Recorded information:
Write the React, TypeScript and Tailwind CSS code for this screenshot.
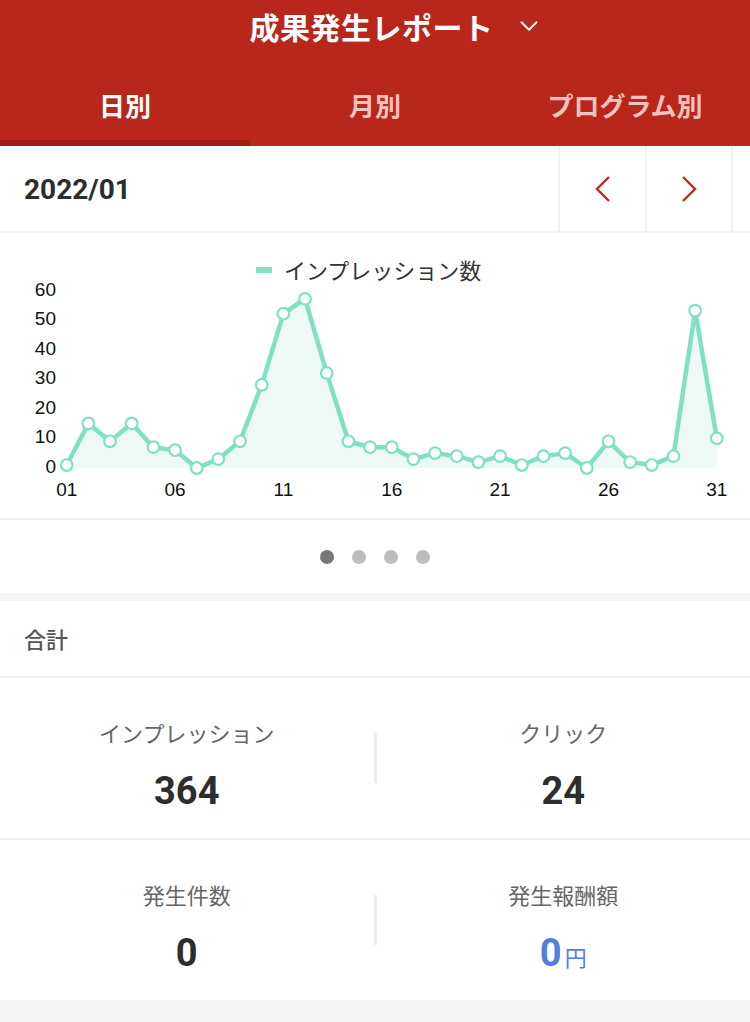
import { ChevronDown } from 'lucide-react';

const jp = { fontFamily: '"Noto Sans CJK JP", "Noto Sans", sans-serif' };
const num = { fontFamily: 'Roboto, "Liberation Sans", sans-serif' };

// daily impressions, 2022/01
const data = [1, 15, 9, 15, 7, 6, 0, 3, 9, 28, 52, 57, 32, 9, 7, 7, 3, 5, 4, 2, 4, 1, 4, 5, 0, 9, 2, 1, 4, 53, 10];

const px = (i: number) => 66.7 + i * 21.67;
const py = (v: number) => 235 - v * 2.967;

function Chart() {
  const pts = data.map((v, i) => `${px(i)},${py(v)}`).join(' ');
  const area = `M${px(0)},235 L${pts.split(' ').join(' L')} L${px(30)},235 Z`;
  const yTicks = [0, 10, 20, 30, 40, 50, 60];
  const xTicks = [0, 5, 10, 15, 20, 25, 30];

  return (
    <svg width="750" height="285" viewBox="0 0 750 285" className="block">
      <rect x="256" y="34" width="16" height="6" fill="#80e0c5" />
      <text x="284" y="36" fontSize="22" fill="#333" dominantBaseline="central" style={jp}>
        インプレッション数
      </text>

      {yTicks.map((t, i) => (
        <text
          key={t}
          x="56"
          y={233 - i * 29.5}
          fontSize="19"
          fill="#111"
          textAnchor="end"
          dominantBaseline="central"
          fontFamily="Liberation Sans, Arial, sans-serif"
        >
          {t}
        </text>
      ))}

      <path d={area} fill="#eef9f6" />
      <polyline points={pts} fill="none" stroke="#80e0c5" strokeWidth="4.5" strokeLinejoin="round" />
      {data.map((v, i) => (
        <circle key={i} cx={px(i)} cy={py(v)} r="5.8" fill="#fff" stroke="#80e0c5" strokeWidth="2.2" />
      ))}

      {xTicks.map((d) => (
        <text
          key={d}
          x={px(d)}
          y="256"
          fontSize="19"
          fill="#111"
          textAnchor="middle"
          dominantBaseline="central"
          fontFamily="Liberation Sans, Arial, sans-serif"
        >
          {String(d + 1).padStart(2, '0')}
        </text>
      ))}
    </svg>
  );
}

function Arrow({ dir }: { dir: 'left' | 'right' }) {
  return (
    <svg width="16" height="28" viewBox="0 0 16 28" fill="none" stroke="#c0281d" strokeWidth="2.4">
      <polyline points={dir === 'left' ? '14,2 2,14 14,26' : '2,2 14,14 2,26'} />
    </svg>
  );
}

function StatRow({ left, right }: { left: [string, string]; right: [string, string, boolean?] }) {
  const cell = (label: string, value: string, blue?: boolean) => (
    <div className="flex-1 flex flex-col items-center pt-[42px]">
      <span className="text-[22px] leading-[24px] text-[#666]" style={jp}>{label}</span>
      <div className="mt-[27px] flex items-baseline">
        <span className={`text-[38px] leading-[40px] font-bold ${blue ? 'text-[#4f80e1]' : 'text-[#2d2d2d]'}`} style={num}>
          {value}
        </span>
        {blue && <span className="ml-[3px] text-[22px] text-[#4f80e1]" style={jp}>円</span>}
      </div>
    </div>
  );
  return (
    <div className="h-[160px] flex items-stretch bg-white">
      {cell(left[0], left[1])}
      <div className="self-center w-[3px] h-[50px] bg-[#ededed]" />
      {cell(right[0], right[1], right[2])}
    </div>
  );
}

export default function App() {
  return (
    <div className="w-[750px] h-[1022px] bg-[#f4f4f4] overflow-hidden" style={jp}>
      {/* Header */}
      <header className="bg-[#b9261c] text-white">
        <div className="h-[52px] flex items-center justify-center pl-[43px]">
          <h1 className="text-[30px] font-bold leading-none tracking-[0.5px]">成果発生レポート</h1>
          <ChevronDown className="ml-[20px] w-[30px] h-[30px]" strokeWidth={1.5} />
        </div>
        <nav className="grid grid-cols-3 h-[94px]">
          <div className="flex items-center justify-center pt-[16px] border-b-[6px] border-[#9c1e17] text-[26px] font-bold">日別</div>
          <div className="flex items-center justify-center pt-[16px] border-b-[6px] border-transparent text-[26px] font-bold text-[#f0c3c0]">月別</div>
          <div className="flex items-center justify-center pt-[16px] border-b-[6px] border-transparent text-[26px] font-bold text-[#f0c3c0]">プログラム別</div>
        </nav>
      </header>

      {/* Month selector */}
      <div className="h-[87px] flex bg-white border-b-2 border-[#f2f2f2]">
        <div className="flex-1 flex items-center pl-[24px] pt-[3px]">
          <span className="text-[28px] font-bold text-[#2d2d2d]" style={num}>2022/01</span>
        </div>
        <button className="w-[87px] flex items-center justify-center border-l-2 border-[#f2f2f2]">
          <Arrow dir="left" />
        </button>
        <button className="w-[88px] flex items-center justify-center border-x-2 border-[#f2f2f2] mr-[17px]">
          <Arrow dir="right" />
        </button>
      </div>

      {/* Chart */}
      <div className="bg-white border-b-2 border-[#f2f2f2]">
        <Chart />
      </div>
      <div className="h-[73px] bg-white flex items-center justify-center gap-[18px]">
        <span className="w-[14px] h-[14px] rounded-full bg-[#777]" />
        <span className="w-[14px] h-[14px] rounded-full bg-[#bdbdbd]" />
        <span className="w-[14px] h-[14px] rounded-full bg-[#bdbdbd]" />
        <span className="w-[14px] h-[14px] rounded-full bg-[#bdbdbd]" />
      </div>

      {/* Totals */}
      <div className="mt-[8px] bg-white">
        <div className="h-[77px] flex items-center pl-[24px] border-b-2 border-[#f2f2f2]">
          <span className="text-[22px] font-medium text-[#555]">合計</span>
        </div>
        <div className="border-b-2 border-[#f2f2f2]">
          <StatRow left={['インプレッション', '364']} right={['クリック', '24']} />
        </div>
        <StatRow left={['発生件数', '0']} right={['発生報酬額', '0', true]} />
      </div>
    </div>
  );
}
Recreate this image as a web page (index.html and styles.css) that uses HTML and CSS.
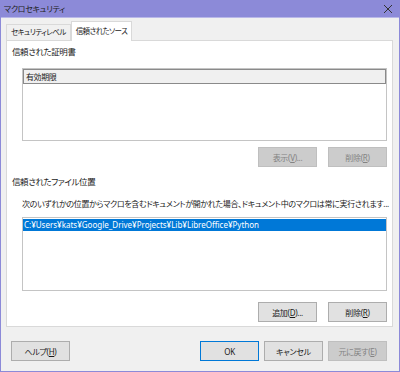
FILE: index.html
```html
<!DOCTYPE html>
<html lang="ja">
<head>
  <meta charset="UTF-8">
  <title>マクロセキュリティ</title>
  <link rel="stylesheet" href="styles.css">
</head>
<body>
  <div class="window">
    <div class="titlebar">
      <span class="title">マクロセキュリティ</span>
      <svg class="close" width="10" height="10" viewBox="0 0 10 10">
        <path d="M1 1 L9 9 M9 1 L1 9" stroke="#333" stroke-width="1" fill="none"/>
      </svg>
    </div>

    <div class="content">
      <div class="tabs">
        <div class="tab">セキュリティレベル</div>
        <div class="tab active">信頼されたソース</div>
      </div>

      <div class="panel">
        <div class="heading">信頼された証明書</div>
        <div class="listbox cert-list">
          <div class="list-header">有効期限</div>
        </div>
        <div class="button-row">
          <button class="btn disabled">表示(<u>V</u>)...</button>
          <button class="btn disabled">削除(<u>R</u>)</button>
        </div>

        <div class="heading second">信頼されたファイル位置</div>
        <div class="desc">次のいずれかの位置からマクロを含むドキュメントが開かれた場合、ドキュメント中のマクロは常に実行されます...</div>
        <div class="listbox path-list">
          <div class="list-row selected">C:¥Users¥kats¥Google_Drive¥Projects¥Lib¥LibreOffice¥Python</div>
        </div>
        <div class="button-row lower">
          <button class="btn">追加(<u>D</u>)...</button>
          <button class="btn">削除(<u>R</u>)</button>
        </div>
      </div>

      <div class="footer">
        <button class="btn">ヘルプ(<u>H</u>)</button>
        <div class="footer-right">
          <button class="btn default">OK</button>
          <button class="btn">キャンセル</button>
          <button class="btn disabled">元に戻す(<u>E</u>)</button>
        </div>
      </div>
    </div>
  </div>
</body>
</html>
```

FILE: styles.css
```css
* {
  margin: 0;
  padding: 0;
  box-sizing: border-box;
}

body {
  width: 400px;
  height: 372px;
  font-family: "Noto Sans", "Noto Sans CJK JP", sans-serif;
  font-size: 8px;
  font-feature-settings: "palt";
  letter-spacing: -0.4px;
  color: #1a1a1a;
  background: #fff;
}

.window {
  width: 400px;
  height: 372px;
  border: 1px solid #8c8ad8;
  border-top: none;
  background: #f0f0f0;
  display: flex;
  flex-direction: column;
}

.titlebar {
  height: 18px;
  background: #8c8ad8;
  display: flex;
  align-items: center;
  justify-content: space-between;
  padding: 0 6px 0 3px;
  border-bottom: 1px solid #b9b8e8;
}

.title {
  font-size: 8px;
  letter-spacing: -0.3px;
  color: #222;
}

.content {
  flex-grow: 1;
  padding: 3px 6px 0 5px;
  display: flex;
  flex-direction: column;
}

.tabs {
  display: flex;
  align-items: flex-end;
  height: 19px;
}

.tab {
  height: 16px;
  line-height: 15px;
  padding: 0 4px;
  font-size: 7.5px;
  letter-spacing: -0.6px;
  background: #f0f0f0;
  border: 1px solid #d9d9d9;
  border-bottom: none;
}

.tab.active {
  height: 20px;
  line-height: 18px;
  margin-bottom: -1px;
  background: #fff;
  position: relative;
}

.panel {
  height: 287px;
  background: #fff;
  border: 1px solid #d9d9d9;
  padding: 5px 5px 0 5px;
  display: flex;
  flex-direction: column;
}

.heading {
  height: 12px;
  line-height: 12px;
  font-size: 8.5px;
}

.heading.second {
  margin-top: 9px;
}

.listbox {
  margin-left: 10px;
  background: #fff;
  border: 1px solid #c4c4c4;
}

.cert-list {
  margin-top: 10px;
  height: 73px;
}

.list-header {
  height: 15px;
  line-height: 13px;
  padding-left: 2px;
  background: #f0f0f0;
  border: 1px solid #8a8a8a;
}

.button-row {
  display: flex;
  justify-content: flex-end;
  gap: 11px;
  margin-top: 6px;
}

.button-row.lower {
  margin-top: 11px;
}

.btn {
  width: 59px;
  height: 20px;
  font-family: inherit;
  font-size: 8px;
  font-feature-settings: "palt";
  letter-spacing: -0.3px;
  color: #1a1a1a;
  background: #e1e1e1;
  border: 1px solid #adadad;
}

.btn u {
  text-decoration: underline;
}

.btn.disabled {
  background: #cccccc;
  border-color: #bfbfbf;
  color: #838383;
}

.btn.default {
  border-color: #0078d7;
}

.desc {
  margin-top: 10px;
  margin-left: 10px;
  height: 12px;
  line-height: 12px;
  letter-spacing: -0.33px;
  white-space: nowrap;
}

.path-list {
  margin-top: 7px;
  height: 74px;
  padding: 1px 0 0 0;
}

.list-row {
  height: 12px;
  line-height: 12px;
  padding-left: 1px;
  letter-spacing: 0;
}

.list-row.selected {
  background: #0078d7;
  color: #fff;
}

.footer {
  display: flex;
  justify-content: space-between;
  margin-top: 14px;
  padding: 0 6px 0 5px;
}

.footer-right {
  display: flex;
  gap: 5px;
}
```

Do this:
Return each line of the listing that holds the string "index".

Final result:
Recreate this image as a web page (index.html and styles.css) that uses HTML and CSS.
FILE: index.html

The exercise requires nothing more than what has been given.